B. L’exigence d’une preuve circonstanciée à la charge du demandeur
La décision d’appel se fonde principalement sur l’absence de preuves suffisantes apportées par les demandeurs d’asile. La cour souligne que « les intimés, qui se sont bornés à faire état de leur risque d’isolement en Croatie, ne faisaient valoir aucun élément général ou circonstancié de nature à établir qu’il existerait des défaillances systémiques ». Cette carence probatoire est mise en balance avec les arguments du préfet, qui démontre l’absence de procédure d’infraction en cours contre l’État concerné et conteste la fiabilité des sources produites.

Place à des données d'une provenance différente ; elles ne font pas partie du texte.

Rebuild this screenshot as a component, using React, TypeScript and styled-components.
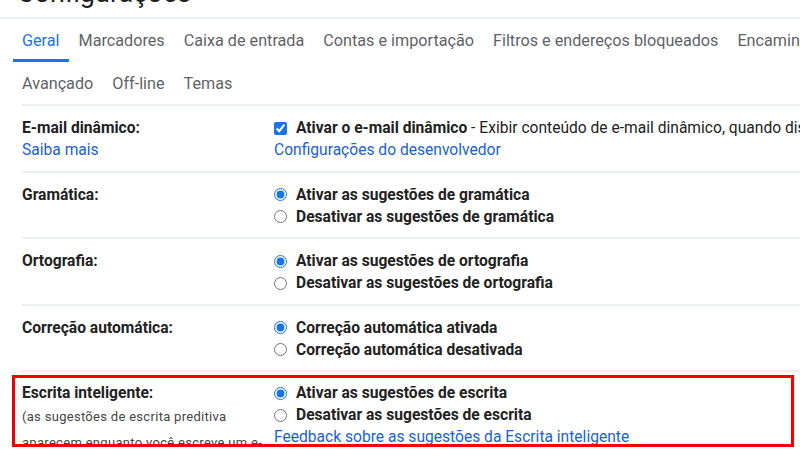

La cour se montre particulièrement exigeante quant à la qualité des preuves, écartant un rapport d’une organisation non gouvernementale au motif qu’il constitue une « source isolée et ne peut être considérée comme fiable ». Le juge administratif se refuse ainsi à fonder une décision aux conséquences importantes sur des documents dont la portée et l’objectivité ne sont pas solidement établies. Cette rigueur probatoire vide de sa substance le moyen tiré de la méconnaissance du 2 de l’article 3 du règlement Dublin III, et ancre fermement la charge de la preuve sur les épaules du requérant qui allègue un risque en cas de transfert.
II. La consolidation du principe de confiance mutuelle
En écartant les allégations non étayées des requérants, la cour réaffirme avec force le principe de confiance mutuelle qui sous-tend le régime d’asile européen commun. Ce principe se traduit par une présomption de sécurité dans l’État membre de renvoi (A), ce qui rend par conséquent inopérants les autres moyens soulevés par les requérants faute d’éléments de preuve suffisants (B).
A. La présomption de respect des droits fondamentaux par l’État membre responsable
L’arrêt rappelle une règle fondamentale du droit d’asile européen en vertu de laquelle les États membres sont considérés comme des pays sûrs. La cour énonce ainsi qu’« eu égard au niveau de protection des libertés et des droits fondamentaux dans les Etats membres de l’Union européenne, (…) les craintes dont le demandeur fait état quant au défaut de protection dans cet Etat membre doivent en principe être présumées non fondées, sauf à ce que l’intéressé apporte, par tout moyen, la preuve contraire ».
Cette présomption n’est pas irréfragable, mais son renversement suppose la démonstration d’un risque de traitement inhumain ou dégradant au sens de l’article 4 de la Charte des droits fondamentaux de l’Union européenne. La simple éventualité d’un rejet de la demande d’asile et d’un éloignement subséquent ne suffit pas à caractériser une violation des obligations de l’État membre. La décision commentée illustre parfaitement que, pour le juge administratif, le système Dublin III repose sur une confiance de principe dans le respect par chaque État de ses engagements internationaux, une confiance qui ne cède que devant la preuve manifeste et grave du contraire.
B. L’inefficacité des arguments personnalisés en l’absence de preuves
L’application de cette présomption de sécurité a pour effet de neutraliser l’ensemble des autres moyens invoqués par les demandeurs. Qu’il s’agisse de l’atteinte à la vie privée et familiale, du risque de traitements inhumains et dégradants ou de l’erreur manifeste d’appréciation, la cour oppose systématiquement la même logique : l’absence de justification probante. Les requérants n’apportent « aucune précision » sur la situation de leurs enfants, « aucune justification probante » de leurs attaches en France et « aucun fait personnalisé, daté et localisé » de nature à établir leurs craintes.
Cette analyse démontre la portée de la décision. Une fois la présomption de sécurité posée, la situation personnelle du demandeur, qu’il s’agisse de sa situation familiale, de son état de santé ou de son isolement, devient secondaire si elle n’est pas corroborée par la preuve d’un risque avéré et personnel dans l’État de renvoi. L’arrêt confirme ainsi que le principe de confiance mutuelle agit comme un filtre puissant, qui place l’examen des situations individuelles au second plan, au profit de l’efficacité et de la cohérence du système européen de détermination de l’État responsable d’une demande d’asile.